Elevated temperature properties of pinned composite lap joints

Reinforcement in the through-thickness direction with pins improves the elevated temperature strength and damage tolerance of polymer composite joints. The failure modes and ultimate strength are experimentally determined for carbon/epoxy single-lap joints at temperatures between 20 and 250°C. Pinning improves the ultimate strength, elongation-to-failure limit, and work of fracture of the joints over the entire temperature range, by factors that depend on the orientation, volume content and diameter of the pins. The dominant strengthening mechanism at elevated temperature is crack bridging by the pins, which increases the ultimate joint strength by as much as 60%. However, rate-dependent mechanisms increasingly negate the benefit of pins as the temperature rises above approximately 125°C. This threshold temperature is 40°C less than the glass transition temperature for the laminate resin.
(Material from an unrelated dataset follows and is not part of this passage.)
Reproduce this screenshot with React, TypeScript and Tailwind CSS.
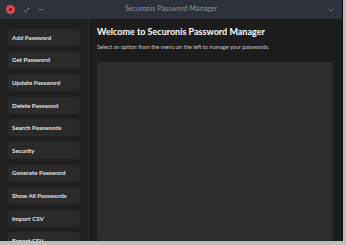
import React from "react";

const items = [
  "Add Password",
  "Get Password",
  "Update Password",
  "Delete Password",
  "Search Passwords",
  "Security",
  "Generate Password",
  "Show All Passwords",
  "Import CSV",
  "Export CSV",
];

export default function App() {
  return (
    <div className="w-[346px] h-[245px] bg-[#bdbdbd] overflow-hidden" style={{ fontFamily: "Lato, 'Open Sans', sans-serif" }}>
      <div className="w-[343px] h-[241px] flex flex-col bg-[#1c1c1c] border-r border-[#0a0a0a] overflow-hidden">
        <div className="h-[19px] shrink-0 bg-[#2d313b] flex items-center px-[6px] relative">
          <div className="w-[9px] h-[9px] rounded-full bg-[#e0464c] flex items-center justify-center">
            <div className="w-[3px] h-[3px] bg-[#7a1a1e] rounded-[1px]" />
          </div>
          <svg width="6" height="6" viewBox="0 0 6 6" className="ml-[9px]">
            <path d="M1 5 L5 1 M3 1 H5 V3 M1 3 V5 H3" stroke="#6b707a" strokeWidth="0.9" fill="none" />
          </svg>
          <div className="ml-[8px] w-[5px] h-[1px] bg-[#6b707a]" />
          <div className="absolute left-0 right-0 top-0 h-[19px] flex items-center justify-center text-[7.2px] text-[#8c929c] pointer-events-none">
            Securonis Password Manager
          </div>
          <svg width="6" height="4" viewBox="0 0 6 4" className="ml-auto mr-[2px]">
            <path d="M0.5 0.5 L3 3 L5.5 0.5" stroke="#6b707a" strokeWidth="1" fill="none" />
          </svg>
        </div>
        <div className="flex flex-1 min-h-0">
          <div className="w-[89px] shrink-0 bg-[#1f1f1f] border-r border-[#2c2c2c] pt-[10px] px-[8px] flex flex-col gap-[5.6px]">
            {items.map((t) => (
              <div key={t} className="h-[17px] shrink-0 rounded-[3px] bg-[#2a2a2a] flex items-center pl-[4px] text-[6.2px] font-bold text-[#e6e6e6]">
                {t}
              </div>
            ))}
          </div>
          <div className="flex-1 flex flex-col pl-[8px] pr-[9px] pt-[6px]">
            <div className="text-[9px] font-bold text-white leading-[14px]">
              Welcome to Securonis Password Manager
            </div>
            <div className="mt-[4px] text-[5.6px] text-[#c8c8c8] leading-[8px]">
              Select an option from the menu on the left to manage your passwords.
            </div>
            <div className="mt-[11px] flex-1 rounded-[3px] bg-[#2d2d2d]" />
          </div>
        </div>
      </div>
    </div>
  );
}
For tests conducted at a constant rate of increase of load, rate dependence appears as a reduction of the failure load with increasing test temperature. A simple model derived by introducing rate-dependent sliding between the pins and the laminate into a previous model of the mechanics of pin bridging fits the data for strength reduction well, if the sliding rate is assumed to increase exponentially with temperature. The model predicts that the ultimate strength will decrease as the loading rate decreases, for loading that increases linearly with time. The fractional reduction of strength for a given temperature is approximately independent of the pin half-length and area fraction; and greater reduction should occur for larger pin diameter if the pin half-length and volume content are fixed.